Не менее буддистов удалось даосам возбудить к себе почитание и, наоборот, презрение, с тою разницей, что они начали свою жизнь в Китае, вероятно, на целое тысячелетие ранее буддистов и, следовательно, видели и то, и другое от вверенных их предстательству людей гораздо больше, чем их собратья.
Эти два главных типа китайского духовенства, пользуясь своим успехом и положением, заняли все самые живописные уголки Китая, построили себе великолепные храмы, являющиеся высшим достоинством китайской архитектуры, и украсили их лучшими произведениями китайского искусства ваяния и живописи. Они живут в своих роскошных храмах, столь гордо и величественно возвышающихся среди жалких и смрадных лачуг четырехсотмиллионной массы, совершают непонятные обряды, бормочут и поют некитайские или, во всяком случае, необычные слова; то бреют себе голову, то отращивают волосы, заплетенные в древнюю китайскую прическу, и этим уже резко отличаются от народных масс; они носят необыкновенное одеяние – вообще живут совершенно иной жизнью, нежели все прочие люди Китая. В их кельях и храмах нет женщин – и, значит, никаких так называемых хозяйственных подробностей, так что к ним можно прийти отдохнуть в просторных покоях, среди кипарисов и мраморных бассейнов, под эгидой стерегущих от лиха великолепных золоченых статуй. Чистые, опрятные, строго выдержанные, отменно воспитанные и вежливые, озаренные терпимостью к самым разнообразным людям и положениям, они рады иностранцу, ибо и сами-то наполовину иностранцы, и многие из нас, китаеведов, не могут не вспомнить их с чувством благодарности, ибо они давали нам приют там, где «заморскому бесу» всякий другой китаец отказал бы в простейшем одолжении3.
Итак, вот кто является главным жречествующим сословием в Китае4. Сам собой напрашивается теперь вопрос: как же случилось, что такая безличная масса тунеядных людей, над которыми с откровенным бесстыдством издевается «народная мудрость», могла столь долгое время – на протяжении чуть не трех, а то и более тысячелетий – морочить мир, неизменно сохраняя свое положение и неуклонно вербуя себе все новых и новых прозелитов, ибо, будучи безбрачными, монахи не могут ведь поддержать себя родовитою традицией?
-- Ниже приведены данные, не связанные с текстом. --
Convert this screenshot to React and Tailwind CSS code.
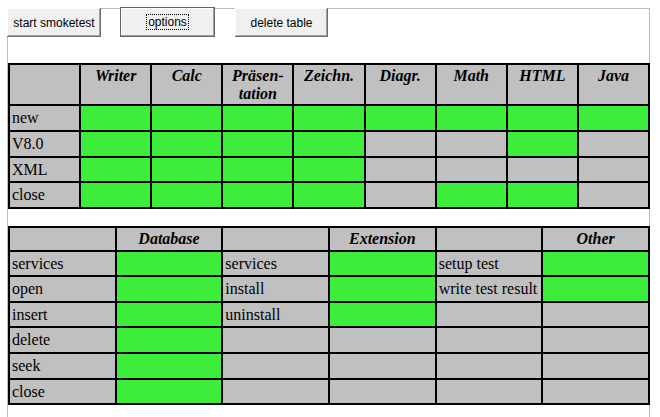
import React from "react";

const G = "g";
const N = "n";

const head1 = ["", "Writer", "Calc", "Präsen-\ntation", "Zeichn.", "Diagr.", "Math", "HTML", "Java"];
const rows1 = [
  ["new", G, G, G, G, G, G, G, G],
  ["V8.0", G, G, G, G, N, N, G, N],
  ["XML", G, G, G, G, N, N, N, N],
  ["close", G, G, G, G, N, G, G, N],
];
const rowH1 = ["h-[24px]", "h-[24px]", "h-[23px]", "h-[24px]"];

const head2 = ["", "Database", "", "Extension", "", "Other"];
const rows2 = [
  ["services", G, "services", G, "setup test", G],
  ["open", G, "install", G, "write test result", G],
  ["insert", G, "uninstall", G, "", ""],
  ["delete", G, "", "", "", ""],
  ["seek", G, "", "", "", ""],
  ["close", G, "", "", "", ""],
];
const rowH2 = ["h-[23px]", "h-[24px]", "h-[23px]", "h-[24px]", "h-[24px]", "h-[23px]"];

function HeadCell({ text, h }) {
  const lines = text.split("\n");
  return (
    <div className={`bg-[#c0c0c0] ${h} pt-[2px] text-center font-bold italic text-[16px] leading-[18px] text-black`}>
      {lines.map((l, i) => (
        <div key={i}>{l}</div>
      ))}
    </div>
  );
}

function DataCell({ v, h }) {
  if (v === G) return <div className={`bg-[#3ced3c] ${h}`} />;
  if (v === N || v === "") return <div className={`bg-[#c0c0c0] ${h}`} />;
  return (
    <div className={`bg-[#c0c0c0] ${h} flex items-center pl-[2px] text-[16px] leading-[18px] text-black whitespace-nowrap`}>
      {v}
    </div>
  );
}

const btnBase =
  "h-[29px] bg-[#f0f0f0] text-[12px] text-black flex items-center justify-center shadow-[inset_-1px_-1px_0_#6d6d6d,inset_1px_1px_0_#ffffff,inset_-2px_-2px_0_#a0a0a0]";

export default function App() {
  return (
    <div className="w-[660px] h-[417px] bg-white overflow-hidden" style={{ fontFamily: '"Liberation Serif", serif' }}>
      <div className="ml-[7px] mt-[8px] w-[643px] h-[409px] border border-b-0 border-[#bcbcbc]">
        <div className="flex items-start -ml-px -mt-px" style={{ fontFamily: '"Liberation Sans", Arial, sans-serif' }}>
          <div className={`${btnBase} w-[94px]`}>start smoketest</div>
          <div className="ml-[19px] -mt-px w-[95px] h-[30px] border border-[#646464] bg-[#f0f0f0] flex items-center justify-center text-[12px] text-black shadow-[inset_-1px_-1px_0_#a0a0a0,inset_1px_1px_0_#ffffff]">
            <span className="border border-dotted border-black px-[1px] leading-[14px]">options</span>
          </div>
          <div className={`${btnBase} ml-[20px] w-[93px]`}>delete table</div>
        </div>

        <div className="mt-[26px] w-[642px] grid grid-cols-9 gap-[2px] bg-black p-[2px]">
          {head1.map((t, i) => (
            <HeadCell key={i} text={t} h="h-[39px]" />
          ))}
          {rows1.map((r, ri) =>
            r.map((v, ci) => <DataCell key={ri + "-" + ci} v={v} h={rowH1[ri]} />)
          )}
        </div>

        <div className="mt-[17px] w-[642px] grid grid-cols-6 gap-[2px] bg-black p-[2px]">
          {head2.map((t, i) => (
            <HeadCell key={i} text={t} h="h-[22px]" />
          ))}
          {rows2.map((r, ri) =>
            r.map((v, ci) => <DataCell key={ri + "-" + ci} v={v} h={rowH2[ri]} />)
          )}
        </div>
      </div>
    </div>
  );
}
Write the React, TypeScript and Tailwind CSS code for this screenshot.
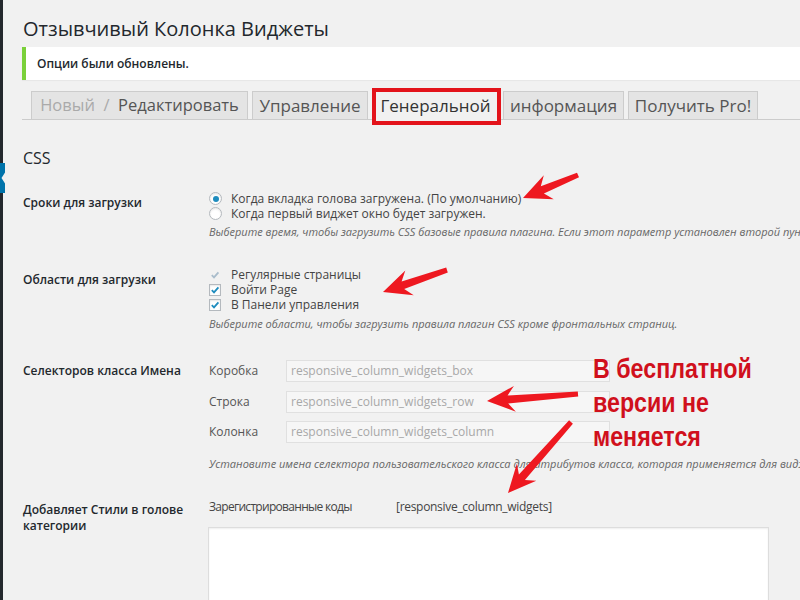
import React from "react";

// red annotation arrow: tail -> tip, drawn as one polygon
function arrowPoints(tx: number, ty: number, px: number, py: number) {
  const dx = px - tx;
  const dy = py - ty;
  const len = Math.sqrt(dx * dx + dy * dy);
  const ux = dx / len;
  const uy = dy / len;
  const nx = -uy;
  const ny = ux;
  const L = 28;
  const W = 13;
  const notch = 7;
  const bx = px - ux * (L - notch);
  const by = py - uy * (L - notch);
  const wx = px - ux * L;
  const wy = py - uy * L;
  const pts = [
    [tx + nx * 2.5, ty + ny * 2.5],
    [bx + nx * 4, by + ny * 4],
    [wx + nx * W, wy + ny * W],
    [px, py],
    [wx - nx * W, wy - ny * W],
    [bx - nx * 4, by - ny * 4],
    [tx - nx * 2.5, ty - ny * 2.5],
  ];
  return pts.map((p) => p[0].toFixed(1) + "," + p[1].toFixed(1)).join(" ");
}

const arrows = [
  [578, 175, 523, 198],
  [447, 270, 383, 292],
  [578, 394, 487, 401],
  [571, 422, 508, 493],
];

function Radio({ on }: { on?: boolean }) {
  return (
    <span className="w-[13px] h-[13px] shrink-0 rounded-full border border-[#b4b9be] bg-white shadow-[inset_0_1px_2px_rgba(0,0,0,0.1)] flex items-center justify-center">
      {on && <span className="w-[6px] h-[6px] rounded-full bg-[#1e8cbe]" />}
    </span>
  );
}

function Check({ disabled }: { disabled?: boolean }) {
  return (
    <span
      className={
        "w-[12px] h-[12px] shrink-0 border flex items-center justify-center " +
        (disabled ? "border-transparent" : "border-[#b4b9be] bg-white shadow-[inset_0_1px_2px_rgba(0,0,0,0.1)]")
      }
    >
      <svg width="10" height="10" viewBox="0 0 10 10">
        <path
          d="M1.8 5.2 L4 7.4 L8.4 2.4"
          fill="none"
          stroke={disabled ? "#a9bccb" : "#1e8cbe"}
          strokeWidth="1.8"
        />
      </svg>
    </span>
  );
}

const tabs = [
  { w: "w-[217px]", label: "" },
  { w: "w-[116px]", label: "Управление" },
  { w: "w-[127px]", label: "Генеральной", active: true },
  { w: "w-[121px]", label: "информация" },
  { w: "w-[130px]", label: "Получить Pro!" },
];

export default function App() {
  return (
    <div className="relative flex w-[800px] h-[600px] overflow-hidden bg-[#f1f1f1] font-['Open_Sans',sans-serif] text-[#23282d]">
      {/* admin sidebar edge */}
      <aside className="relative w-[3px] shrink-0 bg-[#23282d]">
        <svg className="absolute left-0 top-[163px]" width="6" height="30">
          <rect x="0" y="0" width="5" height="30" fill="#0073aa" />
          <polygon points="1.5,15 6,8 6,22" fill="#f1f1f1" />
        </svg>
      </aside>

      <main className="flex-1 min-w-0 pl-[19px] pt-[15px]">
        <h1 className="pl-px text-[20px] leading-[28px] font-normal whitespace-nowrap">
          Отзывчивый Колонка Виджеты
        </h1>

        <div className="mt-[4px] h-[33px] flex items-center border-l-4 border-[#7ad03a] bg-white pl-[11px] shadow-[0_1px_1px_rgba(0,0,0,0.04)]">
          <p className="text-[12px] font-semibold">Опции были обновлены.</p>
        </div>

        <nav className="mt-[11px] flex items-end gap-[4px] border-b border-[#ccc] pl-[9px]">
          {tabs.map((t, i) => (
            <div
              key={i}
              className={
                "relative h-[29px] -mb-px flex items-center justify-center border border-[#ccc] text-[17px] whitespace-nowrap " +
                t.w +
                (t.active ? " bg-[#f1f1f1] border-b-[#f1f1f1] text-[#333]" : " bg-[#e4e4e4] text-[#555]")
              }
            >
              {i === 0 ? (
                <span className="text-[16.5px]">
                  <span className="text-[#aaa]">Новый&nbsp; /&nbsp;</span> Редактировать
                </span>
              ) : (
                t.label
              )}
              {t.active && (
                <span className="absolute -left-px -right-[3px] -top-[4px] -bottom-[6px] border-4 border-[#e3131b]" />
              )}
            </div>
          ))}
        </nav>

        <h2 className="mt-[28px] pl-px text-[16px] leading-[20px] font-normal">CSS</h2>

        <div className="pl-px text-[12px] whitespace-nowrap">
          {/* timing */}
          <div className="mt-[23px] flex">
            <div className="w-[186px] shrink-0 pt-[4px] font-semibold leading-[16px]">Сроки для загрузки</div>
            <div>
              <div className="flex items-center gap-[9px] leading-[15px] text-[#444]">
                <Radio on />
                <span>Когда вкладка голова загружена. (По умолчанию)</span>
              </div>
              <div className="flex items-center gap-[9px] leading-[15px] text-[#444]">
                <Radio />
                <span>Когда первый виджет окно будет загружен.</span>
              </div>
              <p className="mt-[3px] text-[11px] italic leading-[15px] text-[#666]">
                Выберите время, чтобы загрузить CSS базовые правила плагина. Если этот параметр установлен второй пункт
              </p>
            </div>
          </div>

          {/* areas */}
          <div className="mt-[28px] flex">
            <div className="w-[186px] shrink-0 pt-[5px] font-semibold leading-[16px]">Области для загрузки</div>
            <div>
              <div className="flex items-center gap-[10px] leading-[15px] text-[#444]">
                <Check disabled />
                <span>Регулярные страницы</span>
              </div>
              <div className="flex items-center gap-[10px] leading-[15px] text-[#444]">
                <Check />
                <span>Войти Page</span>
              </div>
              <div className="flex items-center gap-[10px] leading-[15px] text-[#444]">
                <Check />
                <span>В Панели управления</span>
              </div>
              <p className="mt-[4px] text-[11px] italic leading-[15px] text-[#666]">
                Выберите области, чтобы загрузить правила плагин CSS кроме фронтальных страниц.
              </p>
            </div>
          </div>

          {/* selectors */}
          <div className="mt-[29px] flex">
            <div className="w-[186px] shrink-0 pt-[3px] font-semibold leading-[16px]">Селекторов класса Имена</div>
            <div>
              <div className="flex flex-col gap-[8.5px]">
                {[
                  ["Коробка", "responsive_column_widgets_box"],
                  ["Строка", "responsive_column_widgets_row"],
                  ["Колонка", "responsive_column_widgets_column"],
                ].map(([k, v]) => (
                  <div key={k} className="flex items-center">
                    <span className="w-[77px] text-[#555]">{k}</span>
                    <div className="h-[22px] w-[324px] flex items-center border border-[#e0e0e0] bg-[#f6f6f6] pl-[4px] text-[#a8a8a8]">
                      {v}
                    </div>
                  </div>
                ))}
              </div>
              <p className="mt-[12.5px] text-[11px] italic leading-[15px] text-[#666]">
                Установите имена селектора пользовательского класса для атрибутов класса, которая применяется для виджетов
              </p>
            </div>
          </div>

          {/* styles */}
          <div className="mt-[28px] flex">
            <div className="w-[186px] shrink-0 pt-[3.5px] font-semibold leading-[16px]">
              Добавляет Стили в голове
              <br />
              категории
            </div>
            <div>
              <div className="flex leading-[15px] text-[#444] tracking-[-0.7px]">
                <span className="w-[187px]">Зарегистрированные коды</span>
                <span className="tracking-[-0.3px]">[responsive_column_widgets]</span>
              </div>
              <div className="mt-[13px] -ml-px h-[110px] w-[561px] border border-[#ddd] bg-white shadow-[inset_0_1px_2px_rgba(0,0,0,0.07)]" />
            </div>
          </div>
        </div>
      </main>

      {/* annotations */}
      <svg className="pointer-events-none absolute left-0 top-0" width="800" height="600">
        {arrows.map((a, i) => (
          <polygon key={i} points={arrowPoints(a[0], a[1], a[2], a[3])} fill="#ee1820" />
        ))}
      </svg>
      <div className="pointer-events-none absolute left-[593px] top-[352px] origin-left scale-x-[0.83] font-['Liberation_Sans',sans-serif] text-[28px] font-bold leading-[34px] text-[#d0101c] whitespace-nowrap">
        В бесплатной
        <br />
        версии не
        <br />
        меняется
      </div>
    </div>
  );
}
Неужели же гонения на монахов, истребление их и прочие невзгоды не могли с ними покончить разом и навсегда?
Ответ на это и прост, и сложен сообразно тому, как мы воспринимаем дело веры и дело факта.
Нужно, конечно, признать, что бесконечное злоупотребление своим местом жреца, имеющего несравненно больше преимуществ и обеспеченности, нежели жизнь рядового обывателя, – это злоупотребление, являясь сплошным, могло бы все-таки уничтожить всякий авторитет жречества. Однако этот авторитет поддерживается появлением «высоких монахов», то есть таких, которые, как выражается одна древняя китайская надпись, «являются особым родом людей, воспитавших в себе чистоту и воздержание, – монахами, достигшими высшего идеала», которые пребывают «монахами великой доблести». Таких святителей, с честью и достоинством оберегающих в себе светоч великой веры, которая идет от Великого Учителя, явившего миру свет в далекой от Китая Индии; святителей, которые всею своей жизнью засвидетельствовали свое полное перерождение из оболочки съедаемого грубой жизнью человека; тех, следовательно, людей, которые, став на место, уготованное высшему существу, не дали ожиданию людей диссонанса, – таких святителей Китай знал многое множество: они-то и спасли китайских монахов от нравственного, а может быть, и физического вымирания. За время от I до X века жизнеописания «высоких монахов», китайские Четьи Минеи, дают нам сведения о 1611 монахах. Европейской литературе эти жизнеописания, за небольшими исключениями, почти неизвестны, и нет сомнения, что перевод этих буддийских сказаний значительно расширил бы опыт человеческой мысли и фантазии.
Итак, китайское святительство пришло на помощь рядовому жречеству и заслонило его от заслуженного им озлобления. Святительство окружило монашеские места таким почетом и обаянием, что даже упорно разрушающие его скверные монахи не могли его окончательно сокрушить, и на их кельях видим надписи прихожан, которые свидетельствуют своему предстателю волнующие их чувства и ожидания:
вот что говорят эти надписи (прихожан), независимо от личности (монаха), живущей среди них. Легкомысленное во многих отношениях человечество не легко мыслит о разлуке с необходимыми (ему) миражами.